The cure?  Stripping out as much as the old coating as possible before re-parging the walls.  It's a messy, dirty process that raises an unbelievable amount of dust and dirt and creates a lot of waste.  Rob is always coated when he's done working and the rest of the house has become more dusty, despite precautions.


  Rob stripped out one small section completely and, after consulting with Limeworks, parged it first with a scratch coat, and then with the top coat (painting not yet completed):


There is a whole lot of square area left to do, so this will keep him busy for a long while.  And, on another note, before Rob could begin this long and fun process, we had to move everything out of the basement, including the old piano that we inherited from the previous owners (and that appeared to have been neglected for many, many years).  Unfortunately, after researching the make and serial number and exploring restoration and moving options, we discovered that the cost of restoration was far more than the value of the fully restored piano, so it made no sense to undertake that.
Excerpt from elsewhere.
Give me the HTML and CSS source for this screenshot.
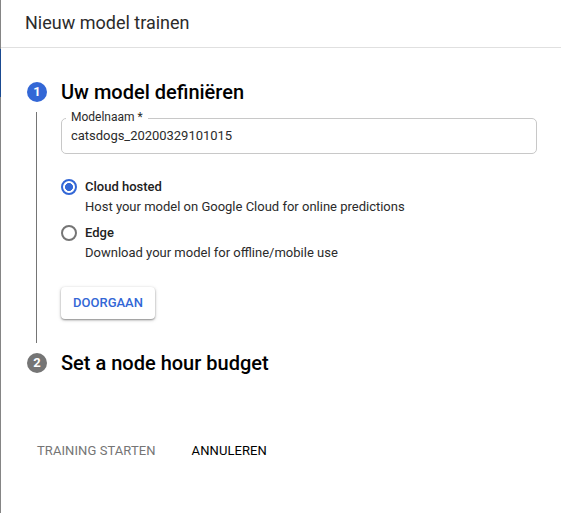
FILE: index.html
```html
<!DOCTYPE html>
<html lang="nl">
<head>
<meta charset="utf-8">
<title>Nieuw model trainen</title>
<link rel="stylesheet" href="styles.css">
</head>
<body>
<div class="backdrop"></div>
<main class="panel">
  <header class="header"><h1>Nieuw model trainen</h1></header>
  <section class="step">
    <div class="rail"><span class="badge">1</span><span class="line"></span></div>
    <div class="content">
      <h2>Uw model definiëren</h2>
      <fieldset class="field">
        <legend>Modelnaam *</legend>
        <span class="value">catsdogs_20200329101015</span>
      </fieldset>
      <div class="options">
        <label class="option">
          <span class="radio checked"></span>
          <span class="text"><b>Cloud hosted</b><span class="hint">Host your model on Google Cloud for online predictions</span></span>
        </label>
        <label class="option">
          <span class="radio"></span>
          <span class="text"><b>Edge</b><span class="hint">Download your model for offline/mobile use</span></span>
        </label>
      </div>
      <button class="continue">DOORGAAN</button>
    </div>
  </section>
  <section class="step step-next">
    <div class="rail"><span class="badge muted">2</span></div>
    <div class="content"><h2>Set a node hour budget</h2></div>
  </section>
  <footer class="actions">
    <span class="start">TRAINING STARTEN</span>
    <span class="cancel">ANNULEREN</span>
  </footer>
</main>
</body>
</html>
```
FILE: styles.css
```css
* { box-sizing: border-box; }
body {
  margin: 0;
  height: 513px;
  display: flex;
  overflow: hidden;
  background: #fff;
  color: #2b2b2b;
  font: 13px/20px Roboto, sans-serif;
  white-space: nowrap;
}
.backdrop {
  width: 1px;
  background: linear-gradient(#858585 49px, #1a4a91 49px 97px, #858585 97px);
}
.panel { flex: 1; }
.header {
  height: 48px;
  padding: 11px 0 0 24px;
  border-bottom: 1px solid #e0e0e0;
}
h1 { margin: 0; font-size: 18px; line-height: 24px; font-weight: 400; }
.step { display: flex; height: 261px; margin: 34px 24px 0 26px; }
.rail { width: 20px; margin-right: 14px; display: flex; flex-direction: column; align-items: center; }
.badge {
  flex: none;
  width: 20px;
  height: 20px;
  border-radius: 50%;
  background: #3367d6;
  color: #fff;
  font-size: 13px;
  font-weight: 700;
  text-align: center;
}
.muted { background: #757575; }
.line { width: 1px; height: 231px; margin: 10px 1px 0 0; background: #757575; }
.content { flex: 1; }
h2 { margin: 0; font-size: 20px; line-height: 20px; font-weight: 500; color: #000; }
.field {
  margin: 8px 0 0;
  min-width: 0;
  height: 44px;
  padding: 0 9px;
  border: 1px solid #c8c8c8;
  border-radius: 5px;
  width: 476px;
}
legend { height: 16px; margin-left: -5px; padding: 0 5px; font-size: 12px; line-height: 14px; }
.value { display: block; line-height: 20px; letter-spacing: -0.03px; }
.options { margin-top: 23px; }
.option { display: flex; height: 46px; }
.radio {
  width: 16px;
  height: 16px;
  margin: 2px 8px 0 0;
  border: 2px solid #757575;
  border-radius: 50%;
}
.checked { border-color: #3367d6; background: radial-gradient(circle, #3367d6 3.7px, #fff 4.3px); }
.text b, .hint { display: block; }
.text b { font-weight: 500; color: #212121; }
.continue {
  display: block;
  width: 94px;
  height: 32px;
  margin: 18px 0 0;
  padding: 0;
  border: 0;
  border-radius: 4px;
  background: #fff;
  color: #3367d6;
  font: 500 13px/32px Roboto, sans-serif;
  box-shadow: 0 1px 2px rgba(0,0,0,.4), 0 1px 4px rgba(0,0,0,.14);
}
.step-next { height: 20px; margin-top: 10px; }
.actions { display: flex; gap: 36px; margin: 68px 0 0 36px; letter-spacing: .08px; }
.start { color: #757575; }
.cancel { color: #000; }
```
It was a very cheap parlor piano from the 40's with painted wood keys and held together by a few screws.  I use past tense because it is, unfortunately, no more.  Even the cost of moving it was prohibitive - and frankly, we don't know how it ever got down there, the stairs are so narrow.  We elected to dismantle it in order to get it out without the risk of injury.  There are actually a variety of instructional videos on YouTube on how to take apart a piano - fun times if you are bored or in the market to dismantle a piano.  If you've even wondered what the insides look like, here's few shots (we'll be recycling as much as possible and we saved the column legs for a future project):




Rob was able to carry the entire piano (in pieces) out of the basement and outside all by himself.  What a guy!